N.B.: I wrote this while at the Recurse Center (recurse.com) back in October, but for some reason did not post it. I still think its worth reading, but I no longer completely endorse this essay, in part because my coding is no longer solely for learning to code.
The dilemma of competent LLMs
It is alarming to consider the fact that as someone learning coding, AI models are quite a bit better at programming than I am. This isn’t true in every context, but if you wanted a simple web app implementation of flappy bird, for instance, I would point you to Claude.
There’s an opportunity and a danger in this fact. The opportunity is twofold: a) I can create projects that are beyond my capability alone, and b) I can learn more quickly, and more deeply by myself. But the danger is apparent: the skill I may end up learning may not be how to write a coding project, but how to ask ChatGPT questions.
There have been a couple of times when I have used an LLM to help me write a program, and ended off the deep end. The experience is always the same: I have a question, it provides sample code which does more than that single question, and when I have another question, I no longer understand what’s happening. So I ask it another question, and the cycle repeats. At the end of the day, I might have a working project, but I don’t have a working knowledge of what happened.
A laundry list of approaches
So how should I use AI tools when learning how to code?
The first question to ask is what my goal is. In some cases, the goal may be to speed through familiar boilerplate, or to deal with a part of a project I’m less interested in. For example: suppose I need to parse text which I will later manipulate. If all I care about is learning the manipulation, then I should straight up ask the LLM to write the string-parsing code. Some other time I might learn regular expressions, but now is not the time. More frequently, though, I am looking for assistance on a problem that I want to learn how to solve myself. A straight-up solution won’t give me anything, but refusing to use the LLM is a cop-out.
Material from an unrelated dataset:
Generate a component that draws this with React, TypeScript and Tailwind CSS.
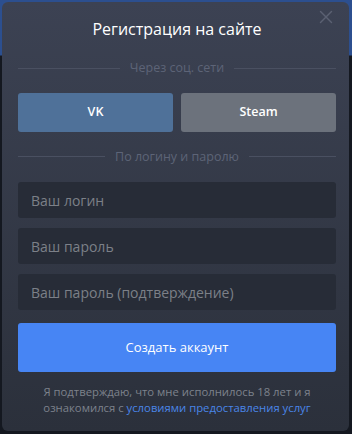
import { X } from "lucide-react"

function Divider({ label }: { label: string }) {
  return (
    <div className="flex items-center gap-[10px]">
      <div className="h-px flex-1 bg-[#4a5061]" />
      <span className="text-[12.5px] leading-none text-[#5d6477]">{label}</span>
      <div className="h-px flex-1 bg-[#4a5061]" />
    </div>
  )
}

const fields = ["Ваш логин", "Ваш пароль", "Ваш пароль (подтверждение)"]

export default function App() {
  return (
    <div
      className="h-[434px] w-[352px] overflow-hidden bg-[linear-gradient(to_bottom,#2c4f8f_0,#2c4f8f_55px,#141820_56px,#141820_100%)] pl-[2px] pt-[2px]"
      style={{ fontFamily: '"Open Sans", "Noto Sans", sans-serif' }}
    >
      <div className="relative h-[429px] w-[347px] rounded-[6px] bg-[linear-gradient(to_bottom,#3c4253,#2b303b)] pl-4 pr-[13px] pt-[15px]">
        <button className="absolute right-[12px] top-[4px] text-[#5b6172]">
          <X size={22} strokeWidth={1.6} />
        </button>
        <h2 className="text-center text-[16px] font-medium leading-[24px] text-white">
          Регистрация на сайте
        </h2>
        <div className="mt-[21px]">
          <Divider label="Через соц. сети" />
        </div>
        <div className="mt-[18px] flex gap-2">
          <button className="h-[39px] flex-1 rounded-[3px] bg-[#4f7199] text-[12.5px] font-semibold text-white">
            VK
          </button>
          <button className="h-[39px] flex-1 rounded-[3px] bg-[#6c727c] text-[12.5px] font-semibold text-white">
            Steam
          </button>
        </div>
        <div className="mt-[19px]">
          <Divider label="По логину и паролю" />
        </div>
        <div className="mt-[19px] flex flex-col gap-[10px]">
          {fields.map((f) => (
            <input
              key={f}
              placeholder={f}
              className="h-[36px] w-full rounded-[3px] bg-[#272c37] px-[13px] text-[14px] text-white outline-none placeholder:text-[#7c8088]"
            />
          ))}
        </div>
        <button className="mt-[13px] h-[49px] w-full rounded-[3px] bg-[#4785f4] text-[13px] font-medium text-white">
          Создать аккаунт
        </button>
        <p className="mt-[12px] text-center text-[11.3px] leading-[16px] text-[#7d828c]">
          Я подтверждаю, что мне исполнилось 18 лет и я
          <br />
          ознакомился с <a className="text-[#4a86e8]">условиями предоставления услуг</a>
        </p>
      </div>
    </div>
  )
}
I have found some approaches that have worked for me:
- Have the LLM keep asking me leading questions (with no code) until I figure out the solution.
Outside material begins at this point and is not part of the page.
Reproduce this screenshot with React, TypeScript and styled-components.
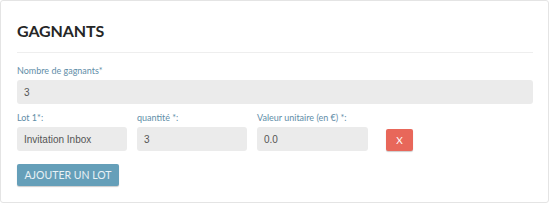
import { ReactElement } from 'react';
import styled, { createGlobalStyle } from 'styled-components';

const GlobalStyle = createGlobalStyle`
  html, body {
    margin: 0;
    padding: 0;
    background: #ffffff;
  }
  body {
    font-family: Lato, "Open Sans", sans-serif;
  }
`;

type Lot = {
  name: string;
  quantity: string;
  value: string;
};

const lots: Lot[] = [{ name: 'Invitation Inbox', quantity: '3', value: '0.0' }];

const App = (): ReactElement => {
  return (
    <>
      <GlobalStyle />
      <Card>
        <Title>GAGNANTS</Title>
        <Divider />

        <Field>
          <Label>Nombre de gagnants*</Label>
          <Input>3</Input>
        </Field>

        {lots.map((lot, i) => (
          <LotRow key={lot.name}>
            <Field width={110}>
              <Label>Lot {i + 1}*:</Label>
              <Input>{lot.name}</Input>
            </Field>
            <Field width={110}>
              <Label>quantité *:</Label>
              <Input>{lot.quantity}</Input>
            </Field>
            <Field width={111}>
              <Label>Valeur unitaire (en €) *:</Label>
              <Input>{lot.value}</Input>
            </Field>
            <RemoveButton>X</RemoveButton>
          </LotRow>
        ))}

        <AddButton>AJOUTER UN LOT</AddButton>
      </Card>
    </>
  );
};

const Card = styled.div`
  box-sizing: border-box;
  width: 549px;
  height: 203px;
  border: 1px solid #e4e4e4;
  border-radius: 3px;
  padding: 0 15px 0 16px;
  display: flex;
  flex-direction: column;
`;

const Title = styled.h2`
  margin: 20px 0 0;
  font-size: 16px;
  line-height: 20px;
  font-weight: 700;
  color: #262626;
  letter-spacing: -0.1px;
`;

const Divider = styled.hr`
  margin: 11px 0 0;
  border: 0;
  border-top: 1px solid #eeeeee;
  width: 516px;
`;

const Field = styled.div<{ width?: number }>`
  display: flex;
  flex-direction: column;
  width: ${(p) => (p.width ? `${p.width}px` : '516px')};
  margin-top: 12px;
`;

const Label = styled.label`
  font-size: 9px;
  line-height: 12px;
  color: #5f8ea8;
  margin-bottom: 3px;
`;

const Input = styled.div`
  box-sizing: border-box;
  height: 24px;
  padding: 0 7px;
  display: flex;
  align-items: center;
  background: #ebebeb;
  border-radius: 3px;
  font-family: "Liberation Sans", Arial, sans-serif;
  font-size: 10px;
  color: #555555;
`;

const LotRow = styled.div`
  display: flex;
  align-items: flex-end;
  gap: 10px;
  margin-top: -4px;
`;

const RemoveButton = styled.button`
  box-sizing: border-box;
  width: 27px;
  height: 22px;
  margin-left: 8px;
  border: 0;
  border-radius: 2px;
  background: #e8675a;
  color: #ffffff;
  font-family: Lato, sans-serif;
  font-size: 10px;
  box-shadow: 0 1px 1px rgba(0, 0, 0, 0.2);
  padding: 0;
`;

const AddButton = styled.button`
  align-self: flex-start;
  box-sizing: border-box;
  margin-top: 13px;
  width: 102px;
  height: 22px;
  border: 0;
  border-radius: 2px;
  background: #659fb9;
  color: #e9f2f6;
  font-family: Lato, sans-serif;
  font-size: 10.5px;
  padding: 0;
  box-shadow: 0 1px 1px rgba(0, 0, 0, 0.2);
`;

export default App;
- Tell the LLM “do not provide any code until I ask”1
- Making sure every time I ask the LLM a question, I explain and suggest a hypothesis/strategy to answer the question and request feedback on that hypothesis.
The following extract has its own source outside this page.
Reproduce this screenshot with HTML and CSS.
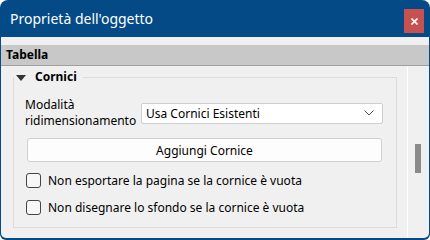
FILE: index.html
```html
<!DOCTYPE html>
<html lang="it">
<head>
    <meta charset="UTF-8">
    <meta name="viewport" content="width=device-width, initial-scale=1.0">
    <title>Proprietà dell'oggetto</title>
    <link rel="stylesheet" href="styles.css">
</head>
<body>
    <div class="window">
        <div class="titlebar">
            <span class="title">Proprietà dell'oggetto</span>
            <button class="close" title="Chiudi">
                <svg width="7" height="7" viewBox="0 0 7 7"><path d="M0.5 0.5 L6.5 6.5 M6.5 0.5 L0.5 6.5" stroke="#fff" stroke-width="1.6"/></svg>
            </button>
        </div>
        <div class="client">
            <div class="section-header">Tabella</div>
            <div class="panel">
                <div class="panel-main">
                    <fieldset class="group">
                        <legend class="group-title">
                            <span class="arrow"></span>
                            <span>Cornici</span>
                        </legend>
                        <div class="group-body">
                            <div class="form-row">
                                <label class="field-label" for="resize">Modalità<br>ridimensionamento</label>
                                <div class="combo" id="resize">
                                    <span>Usa Cornici Esistenti</span>
                                    <svg width="10" height="6" viewBox="0 0 10 6"><path d="M0.5 0.5 L5 5 L9.5 0.5" fill="none" stroke="#555" stroke-width="1"/></svg>
                                </div>
                            </div>
                            <button class="push">Aggiungi Cornice</button>
                            <label class="check-row"><span class="check"></span>Non esportare la pagina se la cornice è vuota</label>
                            <label class="check-row"><span class="check"></span>Non disegnare lo sfondo se la cornice è vuota</label>
                        </div>
                    </fieldset>
                </div>
                <div class="scrollbar">
                    <div class="thumb"></div>
                </div>
            </div>
        </div>
    </div>
</body>
</html>
```

FILE: styles.css
```css
body {
    margin: 0;
    background: #fff;
    font-family: "Noto Sans", "Open Sans", sans-serif;
    font-size: 12px;
    color: #000;
}
.window {
    width: 430px;
    height: 240px;
    box-sizing: border-box;
    background: #034a86;
    border-radius: 8px 8px 6px 6px;
    padding: 0 1px 2px 1px;
    display: flex;
    flex-direction: column;
}
.titlebar {
    height: 37px;
    display: flex;
    align-items: flex-start;
    color: #fff;
}
.title {
    font-size: 14px;
    line-height: 37px;
    padding-left: 9px;
}
.close {
    margin: 9px 5px 0 auto;
    width: 20px;
    height: 24px;
    border: none;
    padding: 0;
    background: #c75050;
    display: flex;
    align-items: center;
    justify-content: center;
}
.client {
    flex: 1;
    background: #f0f0f0;
    padding-top: 8px;
    border-radius: 0 0 5px 5px;
    display: flex;
    flex-direction: column;
}
.section-header {
    height: 20px;
    line-height: 20px;
    background: #c8c8c8;
    border-bottom: 1px solid #a0a0a0;
    font-weight: bold;
    padding-left: 5px;
}
.panel {
    flex: 1;
    display: flex;
}
.panel-main {
    flex: 1;
    display: flex;
    flex-direction: column;
    padding: 2px 10px 10px 12px;
}
.group {
    flex: 1;
    margin: 0;
    padding: 0;
    border: 1px solid #dcdcdc;
    min-width: 0;
}
.group-title {
    display: flex;
    align-items: center;
    padding: 0 6px 0 1px;
    font-weight: bold;
    line-height: 18px;
}
.arrow {
    width: 0;
    height: 0;
    border-left: 5px solid transparent;
    border-right: 5px solid transparent;
    border-top: 6px solid #333;
    margin: 1px 9px 0 1px;
}
.group-body {
    padding: 11px 13px 0 11px;
}
.form-row {
    display: flex;
    align-items: center;
}
.field-label {
    width: 116px;
    line-height: 16px;
}
.combo {
    flex: 1;
    height: 21px;
    box-sizing: border-box;
    background: #fff;
    border: 1px solid #cfcfcf;
    border-radius: 2px;
    display: flex;
    align-items: center;
    justify-content: space-between;
    padding: 0 8px 0 4px;
}
.push {
    display: block;
    width: calc(100% - 3px);
    height: 24px;
    margin: 9px 0 0 2px;
    background: #fdfdfd;
    border: 1px solid #d0d0d0;
    border-radius: 3px;
    font-family: inherit;
    font-size: 12px;
    color: #000;
}
.check-row {
    display: flex;
    align-items: center;
    height: 27px;
    gap: 7px;
    padding-left: 1px;
}
.check-row:first-of-type {
    margin-top: 5px;
}
.check {
    width: 15px;
    height: 15px;
    box-sizing: border-box;
    border: 1px solid #444;
    border-radius: 3px;
    background: #f7f7f7;
}
.scrollbar {
    width: 21px;
    border-left: 1px solid #fff;
}
.thumb {
    width: 6px;
    height: 29px;
    margin: 78px 0 0 7px;
    background: #8a8a8a;
}
```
- Only ask for feedback after I have a working example
- If I receive a code sample, manually typing it out to make sure I understand what it is doing
- Asking really small questions, that I might otherwise use a search engine
LLM as answer key
These strategies are useful, but I think there’s more to say. If you are want to solve a problem in a textbook, you can copy the solution down, but what’s the point? There are times and places to look at the solution, but only in service of a broader goal. The point of doing an exercise is not to get the answer. It is to give yourself the tools to solve a similar problem in a different context. In other words, exercises aim to increase your agency. With LLMs, the only difference is that the textbook is life, and the model is more than an answer key.
What ties the above strategies together is that they too aim to increase my agency. They balance making me exercise my independence, with giving me the structure I need to tackle a harder problem. They don’t all function as answer keys — explaining a hypothesis treats the LLM like a rubber duck — but the effect is similar.
LLM as API
One last thing: you might be wondering what the point is. If the AI is already better at certain technical tasks than I am, and only going to get better, isn’t learn to code a fools errand?
I don’t think so. If I want to do a coding project to accomplish something, I will be the one directing that project, no matter who is doing the brunt work of writing lines of code.2 At its most extreme, the LLM’s code will function as an API: something that I work with but don’t implement. Yet like API’s there’s quite a bit of value in learning what’s going on under the hood.